- [Provided records]:

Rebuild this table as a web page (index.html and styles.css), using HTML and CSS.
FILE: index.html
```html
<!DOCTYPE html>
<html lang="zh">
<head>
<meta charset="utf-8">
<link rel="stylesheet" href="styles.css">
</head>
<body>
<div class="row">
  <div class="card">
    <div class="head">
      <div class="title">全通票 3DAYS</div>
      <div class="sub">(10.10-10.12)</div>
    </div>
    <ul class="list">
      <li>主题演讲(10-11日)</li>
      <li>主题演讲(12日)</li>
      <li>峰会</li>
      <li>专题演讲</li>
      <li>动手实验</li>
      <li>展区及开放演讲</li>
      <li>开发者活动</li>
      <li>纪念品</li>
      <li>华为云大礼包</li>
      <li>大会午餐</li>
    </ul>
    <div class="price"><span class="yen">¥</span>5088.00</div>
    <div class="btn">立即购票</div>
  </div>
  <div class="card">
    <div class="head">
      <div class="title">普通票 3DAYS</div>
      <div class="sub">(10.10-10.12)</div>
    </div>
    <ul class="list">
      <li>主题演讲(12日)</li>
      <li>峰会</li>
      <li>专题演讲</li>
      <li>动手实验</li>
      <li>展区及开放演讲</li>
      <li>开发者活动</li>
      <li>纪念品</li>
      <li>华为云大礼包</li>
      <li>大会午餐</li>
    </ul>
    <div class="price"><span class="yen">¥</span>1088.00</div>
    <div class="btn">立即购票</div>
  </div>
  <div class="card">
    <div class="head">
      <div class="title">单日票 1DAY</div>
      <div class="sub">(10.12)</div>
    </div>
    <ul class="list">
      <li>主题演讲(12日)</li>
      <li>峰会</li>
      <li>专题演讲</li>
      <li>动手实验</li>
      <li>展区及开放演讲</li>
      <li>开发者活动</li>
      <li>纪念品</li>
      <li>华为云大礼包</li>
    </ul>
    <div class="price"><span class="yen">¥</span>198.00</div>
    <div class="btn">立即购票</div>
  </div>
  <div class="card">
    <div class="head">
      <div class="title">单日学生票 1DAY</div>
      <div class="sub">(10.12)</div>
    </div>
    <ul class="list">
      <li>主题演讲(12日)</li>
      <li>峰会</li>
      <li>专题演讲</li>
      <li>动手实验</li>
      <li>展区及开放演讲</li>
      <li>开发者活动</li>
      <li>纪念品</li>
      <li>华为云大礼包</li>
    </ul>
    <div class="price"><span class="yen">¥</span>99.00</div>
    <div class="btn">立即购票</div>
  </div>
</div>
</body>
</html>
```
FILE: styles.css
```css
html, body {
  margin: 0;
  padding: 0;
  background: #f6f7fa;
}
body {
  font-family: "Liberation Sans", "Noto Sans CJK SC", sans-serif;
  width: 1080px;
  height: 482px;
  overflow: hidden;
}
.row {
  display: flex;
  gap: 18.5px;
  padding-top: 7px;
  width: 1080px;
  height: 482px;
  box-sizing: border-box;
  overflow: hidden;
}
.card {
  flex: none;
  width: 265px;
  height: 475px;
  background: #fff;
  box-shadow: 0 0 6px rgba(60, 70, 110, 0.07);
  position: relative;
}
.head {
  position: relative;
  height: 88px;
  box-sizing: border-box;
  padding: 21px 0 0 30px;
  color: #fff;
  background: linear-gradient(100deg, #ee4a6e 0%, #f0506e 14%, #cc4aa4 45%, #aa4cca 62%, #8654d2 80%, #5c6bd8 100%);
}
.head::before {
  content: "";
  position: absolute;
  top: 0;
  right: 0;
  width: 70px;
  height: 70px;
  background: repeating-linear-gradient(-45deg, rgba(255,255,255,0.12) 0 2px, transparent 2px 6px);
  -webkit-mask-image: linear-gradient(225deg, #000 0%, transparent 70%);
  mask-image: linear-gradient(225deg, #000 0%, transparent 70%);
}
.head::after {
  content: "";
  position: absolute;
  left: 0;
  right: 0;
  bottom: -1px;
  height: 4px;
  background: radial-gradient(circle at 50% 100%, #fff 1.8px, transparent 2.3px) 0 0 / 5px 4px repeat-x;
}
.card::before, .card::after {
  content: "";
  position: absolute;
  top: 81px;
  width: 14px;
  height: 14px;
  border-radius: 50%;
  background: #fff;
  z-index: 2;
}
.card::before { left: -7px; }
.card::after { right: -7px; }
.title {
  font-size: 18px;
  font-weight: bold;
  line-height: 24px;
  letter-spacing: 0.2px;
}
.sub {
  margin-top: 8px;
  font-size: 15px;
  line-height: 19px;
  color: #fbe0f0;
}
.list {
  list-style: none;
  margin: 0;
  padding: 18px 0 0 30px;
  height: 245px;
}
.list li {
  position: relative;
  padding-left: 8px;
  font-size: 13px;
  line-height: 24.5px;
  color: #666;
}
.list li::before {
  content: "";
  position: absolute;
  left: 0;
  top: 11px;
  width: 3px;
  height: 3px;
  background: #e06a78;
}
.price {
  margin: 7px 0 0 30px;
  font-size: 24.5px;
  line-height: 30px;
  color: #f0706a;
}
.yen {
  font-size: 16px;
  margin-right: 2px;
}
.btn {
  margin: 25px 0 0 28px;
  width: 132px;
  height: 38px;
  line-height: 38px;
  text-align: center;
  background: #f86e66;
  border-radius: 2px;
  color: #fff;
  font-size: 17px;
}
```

--

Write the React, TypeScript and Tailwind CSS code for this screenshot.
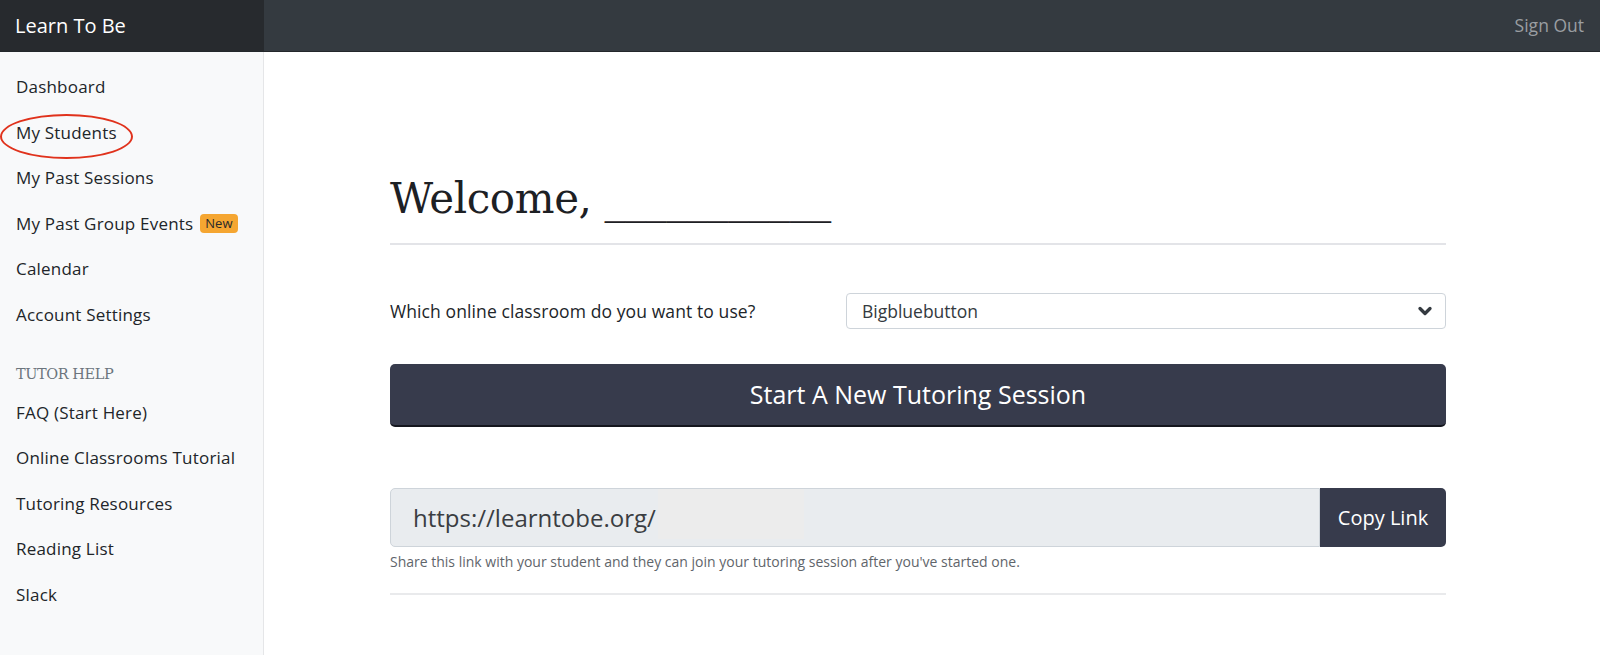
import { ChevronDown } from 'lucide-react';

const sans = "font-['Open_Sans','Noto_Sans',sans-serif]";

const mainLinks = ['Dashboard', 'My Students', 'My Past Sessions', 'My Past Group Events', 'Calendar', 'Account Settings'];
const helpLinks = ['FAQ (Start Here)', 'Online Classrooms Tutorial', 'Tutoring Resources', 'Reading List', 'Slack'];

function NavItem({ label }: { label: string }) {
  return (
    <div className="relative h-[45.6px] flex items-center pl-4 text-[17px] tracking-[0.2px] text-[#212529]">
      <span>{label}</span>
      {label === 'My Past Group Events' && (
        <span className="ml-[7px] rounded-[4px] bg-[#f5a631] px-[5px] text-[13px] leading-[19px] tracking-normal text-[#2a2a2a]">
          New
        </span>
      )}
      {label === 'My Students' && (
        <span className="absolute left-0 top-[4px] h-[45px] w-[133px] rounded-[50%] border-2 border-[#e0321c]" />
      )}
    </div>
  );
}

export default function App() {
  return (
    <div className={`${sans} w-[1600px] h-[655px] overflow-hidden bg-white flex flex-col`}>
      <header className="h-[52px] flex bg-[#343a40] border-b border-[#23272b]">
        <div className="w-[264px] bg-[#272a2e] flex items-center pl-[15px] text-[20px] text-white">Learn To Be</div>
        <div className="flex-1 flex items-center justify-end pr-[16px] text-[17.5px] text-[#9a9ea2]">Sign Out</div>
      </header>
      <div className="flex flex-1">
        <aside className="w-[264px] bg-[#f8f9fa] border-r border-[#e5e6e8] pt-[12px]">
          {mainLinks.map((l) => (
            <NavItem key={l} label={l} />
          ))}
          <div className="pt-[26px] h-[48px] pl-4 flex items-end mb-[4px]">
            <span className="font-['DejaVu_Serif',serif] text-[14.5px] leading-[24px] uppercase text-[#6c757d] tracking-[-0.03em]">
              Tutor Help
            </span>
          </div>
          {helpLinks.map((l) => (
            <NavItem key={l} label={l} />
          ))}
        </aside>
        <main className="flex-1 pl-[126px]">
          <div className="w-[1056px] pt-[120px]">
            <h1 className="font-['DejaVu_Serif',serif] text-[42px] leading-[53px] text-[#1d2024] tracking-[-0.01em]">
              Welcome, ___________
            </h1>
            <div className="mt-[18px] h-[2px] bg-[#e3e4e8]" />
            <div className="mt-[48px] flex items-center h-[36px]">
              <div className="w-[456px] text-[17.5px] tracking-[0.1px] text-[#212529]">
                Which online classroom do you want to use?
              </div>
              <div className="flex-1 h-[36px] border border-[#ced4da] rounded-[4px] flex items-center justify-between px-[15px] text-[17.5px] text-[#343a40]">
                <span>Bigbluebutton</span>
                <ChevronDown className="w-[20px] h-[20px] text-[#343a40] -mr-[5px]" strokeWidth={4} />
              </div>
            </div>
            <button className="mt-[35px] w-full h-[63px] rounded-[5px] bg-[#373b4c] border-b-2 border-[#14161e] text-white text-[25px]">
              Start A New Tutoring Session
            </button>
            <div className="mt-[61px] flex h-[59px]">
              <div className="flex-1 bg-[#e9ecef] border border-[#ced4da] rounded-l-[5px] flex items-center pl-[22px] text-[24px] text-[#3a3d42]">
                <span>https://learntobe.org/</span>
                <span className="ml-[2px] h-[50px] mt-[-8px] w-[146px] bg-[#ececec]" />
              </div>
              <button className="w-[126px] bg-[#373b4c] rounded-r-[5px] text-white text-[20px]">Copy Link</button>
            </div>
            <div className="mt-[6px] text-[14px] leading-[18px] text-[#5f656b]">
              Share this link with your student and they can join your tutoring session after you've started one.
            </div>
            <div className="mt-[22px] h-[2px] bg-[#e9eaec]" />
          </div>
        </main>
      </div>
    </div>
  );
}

- [Request]: Your task is to transcribe exactly the lines starting at the line that contains "Write the React, TypeScript" and ending at the line that contains "const helpLinks = ['FAQ", both included. Leave out the pictures.

- [Exercise result]:
Write the React, TypeScript and Tailwind CSS code for this screenshot.
import { ChevronDown } from 'lucide-react';

const sans = "font-['Open_Sans','Noto_Sans',sans-serif]";

const mainLinks = ['Dashboard', 'My Students', 'My Past Sessions', 'My Past Group Events', 'Calendar', 'Account Settings'];
const helpLinks = ['FAQ (Start Here)', 'Online Classrooms Tutorial', 'Tutoring Resources', 'Reading List', 'Slack'];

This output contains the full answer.